Introduction
In today's data-driven world, relational databases are the backbone of countless applications. They store and manage critical information, but their performance can significantly impact user experience and overall system efficiency.
This blog post dives into key strategies for optimizing relational databases and ensuring they run at peak performance.
🔍 Common Query Mistake That Lead Bottleneck
Before optimizing, in this writing the discussion only covers Unnecessary Full Table Scans, Inefficient Queries, Denormalization, Insufficient Hardware Resources. It's crucial to identify performance bottlenecks. Here are some common causes:
1. Unnecessary Full Table Scans
For example, I have table products with a total 4000000 rows of data. If your query doesn't have proper indexing, the database may be forced to scan the entire table for each lookup. For example how we can know a table caught the table scan:
Here's, I can try to select the products with name condition
SELECT * from products WHERE name = "Produk 300665";
And this result I have a total time 0.628s
, it's not a long time.
But the surprising thing is when you run explain
to see what happens:
explain SELECT * from products WHERE name = "Produk 300665";
See you have scanned a total of 3052749
rows just to find 1 row of data. And look at the type
column here it has the value ALL
, meaning you are scanning row by row looking for data. This will be a nightmare when the total data keeps getting bigger.
2. Inefficient Queries
Poorly written SQL queries can take longer to execute than necessary. Here's an example of a poorly written SQL query:
SELECT * FROM orders WHERE YEAR(order_date) = 2024;
This query retrieves all orders from 2024. However, using the YEAR() function in the WHERE clause makes it inefficient because it prevents the query from using an index on the Order Date column.

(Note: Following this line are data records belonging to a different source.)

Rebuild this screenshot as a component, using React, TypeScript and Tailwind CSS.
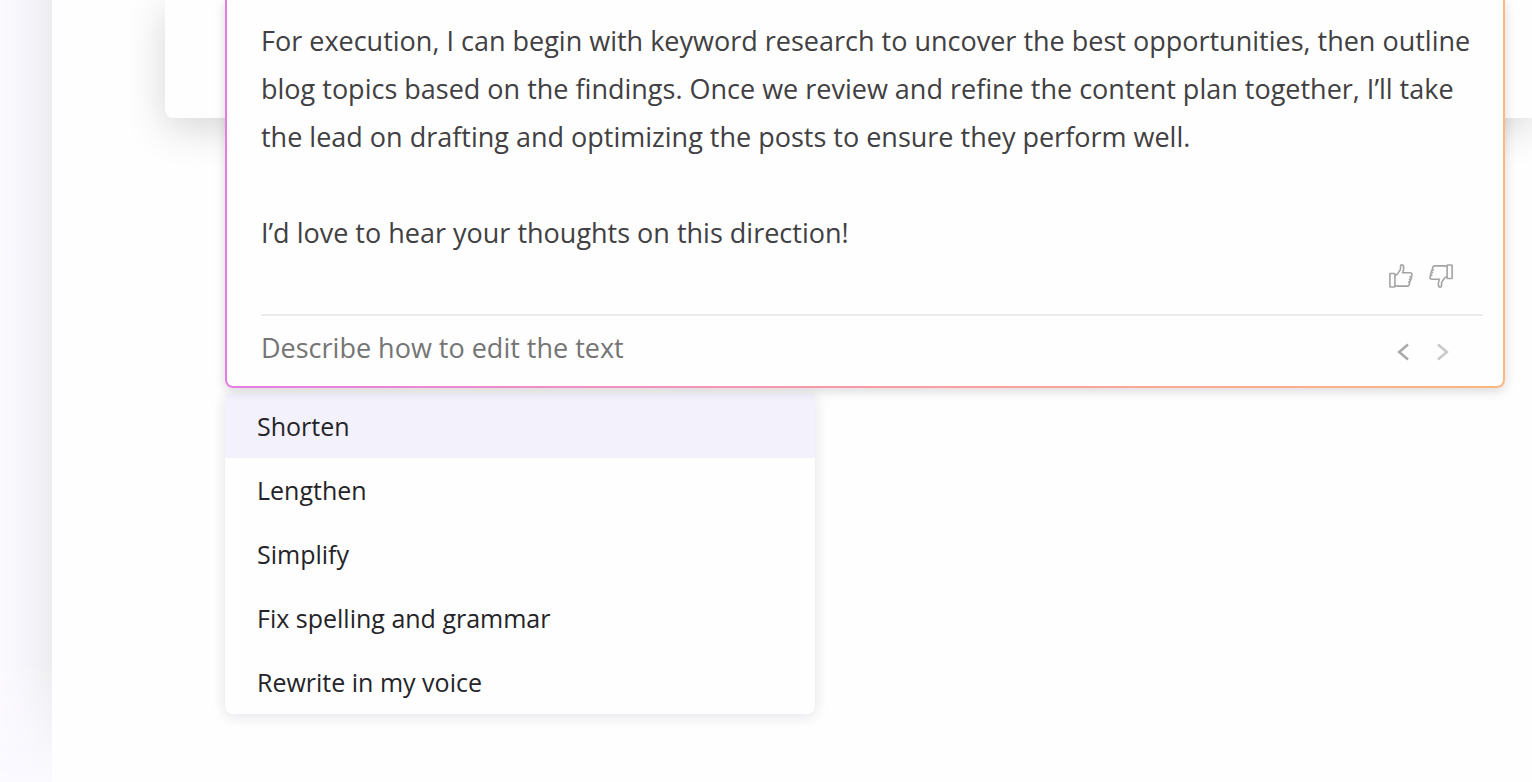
import { useState } from "react";

const PARAGRAPHS = [
  "For execution, I can begin with keyword research to uncover the best opportunities, then outline blog topics based on the findings. Once we review and refine the content plan together, I’ll take the lead on drafting and optimizing the posts to ensure they perform well.",
  "I’d love to hear your thoughts on this direction!",
];

const ACTIONS = [
  "Shorten",
  "Lengthen",
  "Simplify",
  "Fix spelling and grammar",
  "Rewrite in my voice",
];

function ThumbIcon({ down = false }: { down?: boolean }) {
  return (
    <svg
      viewBox="0 0 24 24"
      className={down ? "size-6 rotate-180" : "size-6"}
      fill="none"
      stroke="currentColor"
      strokeWidth="1.6"
      strokeLinecap="round"
      strokeLinejoin="round"
    >
      <rect x="0.9" y="9.500" width="5" height="13.500" rx="0.6" />
      <path d="M5.900 11.200c1.600 0 2.300-.6 3-1.900.7-1.400 2.600-2.800 2.600-4.500V2.200c0-.9.500-1.300 1.200-1.300 1.400 0 2 1.300 2 2.900 0 2-.6 3.300-1.100 5h7.200c1.400 0 2.300.9 2.300 1.900 0 1.100-.7 1.900-2 2.100h1.400c.1 1.500-.6 2.500-2 2.700h1.200c0 1.500-.7 2.400-1.900 2.600h.9c-.1 2.300-.9 4-2.500 4H9.200c-1.300 0-1.900-.4-3.300-.4" />
    </svg>
  );
}

function ChevronIcon({ flip = false }: { flip?: boolean }) {
  return (
    <svg
      viewBox="0 0 12 18"
      className={flip ? "h-[18px] w-3 rotate-180" : "h-[18px] w-3"}
      fill="none"
      stroke="currentColor"
      strokeWidth="2.600"
    >
      <path d="M11 1.500 2.200 9 11 16.500" />
    </svg>
  );
}

function Editor() {
  const [prompt, setPrompt] = useState("");

  return (
    <section className="relative z-10 rounded-b-lg bg-linear-to-r from-[#e57ce6] via-[#fb9aa6] to-[#ffb780] px-0.5 pb-0.5 shadow-[0_3px_12px_rgba(0,0,0,0.15)]">
      <div className="rounded-b-md bg-[#fefefe] pt-[17px] pr-5 pl-[34px]">
        <div className="space-y-12 pr-2 text-[27px] leading-[48px] text-[#414042]">
          {PARAGRAPHS.map((p) => (
            <p key={p}>{p}</p>
          ))}
        </div>
        <div className="flex justify-end gap-4 border-b-2 border-[#ebebec] pt-[7px] pr-[30px] pb-[26px] text-[#a4a4a4]">
          <button type="button" aria-label="Good suggestion">
            <ThumbIcon />
          </button>
          <button type="button" aria-label="Bad suggestion">
            <ThumbIcon down />
          </button>
        </div>
        <div className="flex h-[70px] items-start pr-[34px]">
          <input
            type="text"
            aria-label="Describe how to edit the text"
            placeholder="Describe how to edit the text"
            value={prompt}
            onChange={(e) => setPrompt(e.target.value)}
            className="h-[62px] min-w-0 flex-1 text-[27px] text-[#414042] outline-none placeholder:text-[#757575]"
          />
          <div className="flex gap-7 pt-[27px]">
            <button type="button" aria-label="Previous version" className="text-[#a9a9a9]">
              <ChevronIcon />
            </button>
            <button type="button" aria-label="Next version" className="text-[#c9c8ca]">
              <ChevronIcon flip />
            </button>
          </div>
        </div>
      </div>
    </section>
  );
}

function ActionMenu() {
  const [active, setActive] = useState(0);

  return (
    <ul className="mt-1.5 w-full max-w-[590px] overflow-hidden rounded-b-lg bg-[#fefefe] shadow-[0_2px_14px_rgba(30,20,50,0.12)]">
      {ACTIONS.map((label, i) => (
        <li key={label}>
          <button
            type="button"
            onMouseEnter={() => setActive(i)}
            className={`block h-16 w-full px-8 pt-0.5 text-left text-[25px] text-[#242428] ${
              i === active ? "bg-[#f3f1fc]" : ""
            }`}
          >
            {label}
          </button>
        </li>
      ))}
    </ul>
  );
}

export default function App() {
  return (
    <div className="flex min-h-screen overflow-hidden bg-[#fbfaff] font-['Open_Sans',sans-serif]">
      <div className="w-[52px] shrink-0 bg-linear-to-r from-[#fbfaff] via-[#f6f5fb] to-[#ededf0] [mask-image:linear-gradient(to_top,transparent,black_120px)]" />
      <main className="relative min-w-0 flex-1 bg-[#fefefe] pr-[27px] pb-[68px] pl-[173px]">
        <div className="absolute top-0 right-0 left-[113px] h-[118px] rounded-bl-lg bg-[#fefefe] shadow-[0_10px_40px_rgba(0,0,0,0.16)]" />
        <Editor />
        <ActionMenu />
      </main>
    </div>
  );
}
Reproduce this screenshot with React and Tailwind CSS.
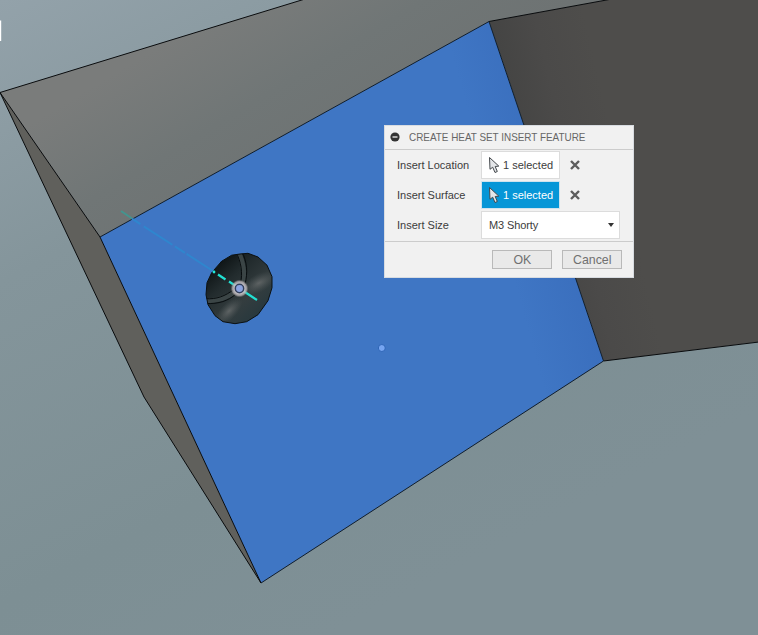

Instead, this forces the database to apply the YEAR() function to every row in the Orders table, potentially resulting in a full table scan. For example, the above is a query snippet from the orders
table, now let's look at the table.
My orders
has an index on the order_date
column. Run this query to see a list of available indexes:
show indexes from order_table;
And see I do have an index for the order_date
column.
Now, when you run explain
to see what happens:
explain SELECT * FROM orders WHERE YEAR(order_date) = 2024;
It can be seen in the results below, using functions such as YEAR(), can cause the available indexes to not be used.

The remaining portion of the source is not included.